(Entries with page source code)
++++++

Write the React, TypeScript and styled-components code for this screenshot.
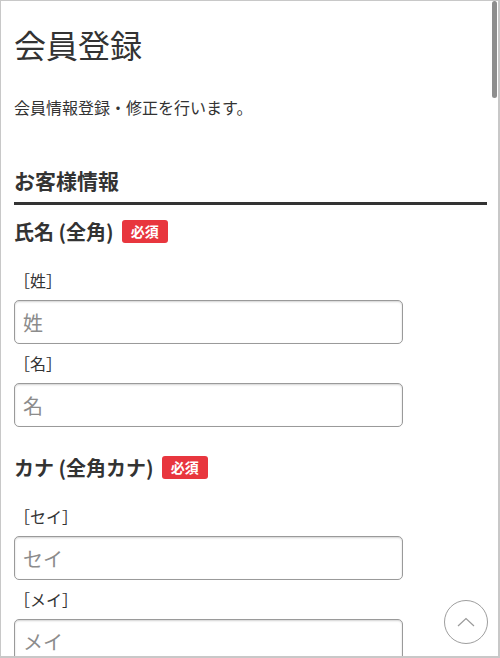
import styled, { createGlobalStyle } from 'styled-components';

const GlobalStyle = createGlobalStyle`
	html, body {
		margin: 0;
		padding: 0;
		background: #fff;
	}
	body {
		font-family: "Noto Sans CJK JP", "Noto Sans", sans-serif;
		color: #333;
	}
	* {
		box-sizing: border-box;
	}
`;

interface FieldDef {
	label: string;
	inputs: { label: string; placeholder: string }[];
}

const fields: FieldDef[] = [
	{
		label: '氏名 (全角)',
		inputs: [
			{ label: '［姓］', placeholder: '姓' },
			{ label: '［名］', placeholder: '名' },
		],
	},
	{
		label: 'カナ (全角カナ)',
		inputs: [
			{ label: '［セイ］', placeholder: 'セイ' },
			{ label: '［メイ］', placeholder: 'メイ' },
		],
	},
];

export default function App() {
	return (
		<>
			<GlobalStyle />
			<Frame>
				<Page>
					<PageTitle>会員登録</PageTitle>
					<Lead>会員情報登録・修正を行います。</Lead>
					<Section>
						<SectionTitle>お客様情報</SectionTitle>
						{fields.map(field => (
							<Field key={field.label}>
								<FieldHeading>
									<FieldName>{field.label}</FieldName>
									<RequiredBadge>必須</RequiredBadge>
								</FieldHeading>
								<FieldBody>
									{field.inputs.map(input => (
										<InputGroup key={input.label}>
											<InputLabel>{input.label}</InputLabel>
											<TextInput type="text" placeholder={input.placeholder} />
										</InputGroup>
									))}
								</FieldBody>
							</Field>
						))}
					</Section>
				</Page>
				<ScrollThumb />
				<PageTopButton aria-label="ページトップへ">
					<svg width="18" height="10" viewBox="0 0 18 10" fill="none">
						<polyline points="1,9 9,1.5 17,9" stroke="#9a9a9a" strokeWidth="1.2" />
					</svg>
				</PageTopButton>
			</Frame>
		</>
	);
}

const Frame = styled.div`
	position: relative;
	width: 500px;
	height: 658px;
	overflow: hidden;
	border: 1px solid #c8c8c8;
	border-right-width: 2px;
	border-bottom-width: 2px;
	background: #fff;
`;

const Page = styled.main`
	padding: 19px 11px 0 13px;
`;

const PageTitle = styled.h1`
	margin: 0;
	font-size: 32px;
	font-weight: 400;
	line-height: 48px;
	color: #333;
`;

const Lead = styled.p`
	margin: 27px 0 0;
	font-size: 16px;
	line-height: 24px;
`;

const Section = styled.section`
	margin-top: 46px;
`;

const SectionTitle = styled.h2`
	margin: 0;
	padding-bottom: 7px;
	font-size: 21px;
	font-weight: 700;
	line-height: 30px;
	border-bottom: 3px solid #333;
`;

const Field = styled.div`
	margin-top: 25px;

	&:first-of-type {
		margin-top: 11px;
	}
`;

const FieldHeading = styled.div`
	display: flex;
	align-items: center;
	height: 30px;
`;

const FieldName = styled.span`
	font-size: 20px;
	font-weight: 700;
`;

const RequiredBadge = styled.span`
	display: inline-flex;
	align-items: center;
	justify-content: center;
	margin-left: 8px;
	width: 46px;
	height: 23px;
	border-radius: 3px;
	background: #e8363e;
	color: #fff;
	font-size: 14px;
	font-weight: 700;
`;

const FieldBody = styled.div`
	padding-top: 22px;
	display: flex;
	flex-direction: column;
	gap: 7px;
`;

const InputGroup = styled.div`
	display: flex;
	flex-direction: column;
	gap: 8px;
`;

const InputLabel = styled.label`
	font-size: 16px;
	line-height: 24px;
`;

const TextInput = styled.input`
	width: 389px;
	height: 44px;
	padding: 0 8px;
	border: 1px solid #9a9a9a;
	border-radius: 5px;
	box-shadow: inset 0 1px 2px rgba(0, 0, 0, 0.18);
	font-family: inherit;
	font-size: 20px;
	color: #333;
	background: #fff;
	outline: none;

	&::placeholder {
		color: #8c8c8c;
	}
`;

const ScrollThumb = styled.div`
	position: absolute;
	top: 0;
	right: 1px;
	width: 5px;
	height: 97px;
	border-radius: 3px;
	background: #8e8e8e;
`;

const PageTopButton = styled.button`
	position: absolute;
	left: 443px;
	top: 599px;
	width: 44px;
	height: 44px;
	padding: 0;
	display: flex;
	align-items: center;
	justify-content: center;
	border: 1px solid #9e9e9e;
	border-radius: 50%;
	background: #fff;
`;
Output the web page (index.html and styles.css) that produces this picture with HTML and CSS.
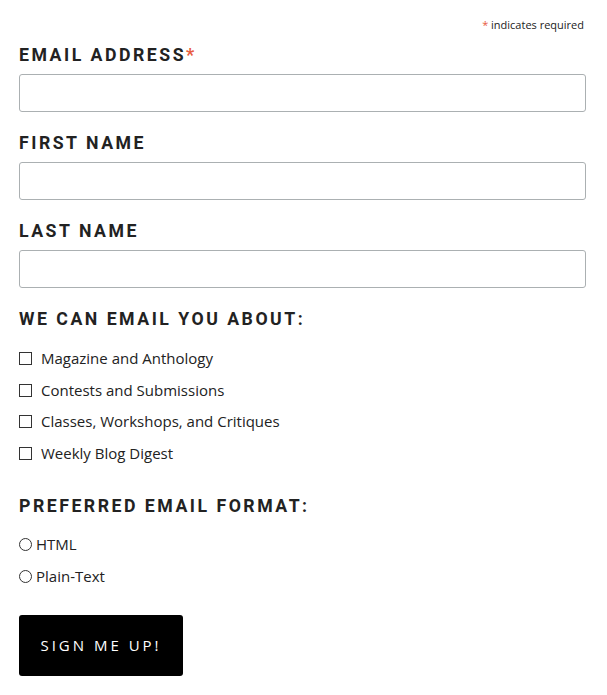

++++++

OBJECTIVE
Repeat the material above verbatim, with no pictures in the output.

TASK OUTPUT
Write the React, TypeScript and styled-components code for this screenshot.
import styled, { createGlobalStyle } from 'styled-components';

const GlobalStyle = createGlobalStyle`
	html, body {
		margin: 0;
		padding: 0;
		background: #fff;
	}
	body {
		font-family: "Noto Sans CJK JP", "Noto Sans", sans-serif;
		color: #333;
	}
	* {
		box-sizing: border-box;
	}
`;

interface FieldDef {
	label: string;
	inputs: { label: string; placeholder: string }[];
}

const fields: FieldDef[] = [
	{
		label: '氏名 (全角)',
		inputs: [
			{ label: '［姓］', placeholder: '姓' },
			{ label: '［名］', placeholder: '名' },
		],
	},
	{
		label: 'カナ (全角カナ)',
		inputs: [
			{ label: '［セイ］', placeholder: 'セイ' },
			{ label: '［メイ］', placeholder: 'メイ' },
		],
	},
];

export default function App() {
	return (
		<>
			<GlobalStyle />
			<Frame>
				<Page>
					<PageTitle>会員登録</PageTitle>
					<Lead>会員情報登録・修正を行います。</Lead>
					<Section>
						<SectionTitle>お客様情報</SectionTitle>
						{fields.map(field => (
							<Field key={field.label}>
								<FieldHeading>
									<FieldName>{field.label}</FieldName>
									<RequiredBadge>必須</RequiredBadge>
								</FieldHeading>
								<FieldBody>
									{field.inputs.map(input => (
										<InputGroup key={input.label}>
											<InputLabel>{input.label}</InputLabel>
											<TextInput type="text" placeholder={input.placeholder} />
										</InputGroup>
									))}
								</FieldBody>
							</Field>
						))}
					</Section>
				</Page>
				<ScrollThumb />
				<PageTopButton aria-label="ページトップへ">
					<svg width="18" height="10" viewBox="0 0 18 10" fill="none">
						<polyline points="1,9 9,1.5 17,9" stroke="#9a9a9a" strokeWidth="1.2" />
					</svg>
				</PageTopButton>
			</Frame>
		</>
	);
}

const Frame = styled.div`
	position: relative;
	width: 500px;
	height: 658px;
	overflow: hidden;
	border: 1px solid #c8c8c8;
	border-right-width: 2px;
	border-bottom-width: 2px;
	background: #fff;
`;

const Page = styled.main`
	padding: 19px 11px 0 13px;
`;

const PageTitle = styled.h1`
	margin: 0;
	font-size: 32px;
	font-weight: 400;
	line-height: 48px;
	color: #333;
`;

const Lead = styled.p`
	margin: 27px 0 0;
	font-size: 16px;
	line-height: 24px;
`;

const Section = styled.section`
	margin-top: 46px;
`;

const SectionTitle = styled.h2`
	margin: 0;
	padding-bottom: 7px;
	font-size: 21px;
	font-weight: 700;
	line-height: 30px;
	border-bottom: 3px solid #333;
`;

const Field = styled.div`
	margin-top: 25px;

	&:first-of-type {
		margin-top: 11px;
	}
`;

const FieldHeading = styled.div`
	display: flex;
	align-items: center;
	height: 30px;
`;

const FieldName = styled.span`
	font-size: 20px;
	font-weight: 700;
`;

const RequiredBadge = styled.span`
	display: inline-flex;
	align-items: center;
	justify-content: center;
	margin-left: 8px;
	width: 46px;
	height: 23px;
	border-radius: 3px;
	background: #e8363e;
	color: #fff;
	font-size: 14px;
	font-weight: 700;
`;

const FieldBody = styled.div`
	padding-top: 22px;
	display: flex;
	flex-direction: column;
	gap: 7px;
`;

const InputGroup = styled.div`
	display: flex;
	flex-direction: column;
	gap: 8px;
`;

const InputLabel = styled.label`
	font-size: 16px;
	line-height: 24px;
`;

const TextInput = styled.input`
	width: 389px;
	height: 44px;
	padding: 0 8px;
	border: 1px solid #9a9a9a;
	border-radius: 5px;
	box-shadow: inset 0 1px 2px rgba(0, 0, 0, 0.18);
	font-family: inherit;
	font-size: 20px;
	color: #333;
	background: #fff;
	outline: none;

	&::placeholder {
		color: #8c8c8c;
	}
`;

const ScrollThumb = styled.div`
	position: absolute;
	top: 0;
	right: 1px;
	width: 5px;
	height: 97px;
	border-radius: 3px;
	background: #8e8e8e;
`;

const PageTopButton = styled.button`
	position: absolute;
	left: 443px;
	top: 599px;
	width: 44px;
	height: 44px;
	padding: 0;
	display: flex;
	align-items: center;
	justify-content: center;
	border: 1px solid #9e9e9e;
	border-radius: 50%;
	background: #fff;
`;
Output the web page (index.html and styles.css) that produces this picture with HTML and CSS.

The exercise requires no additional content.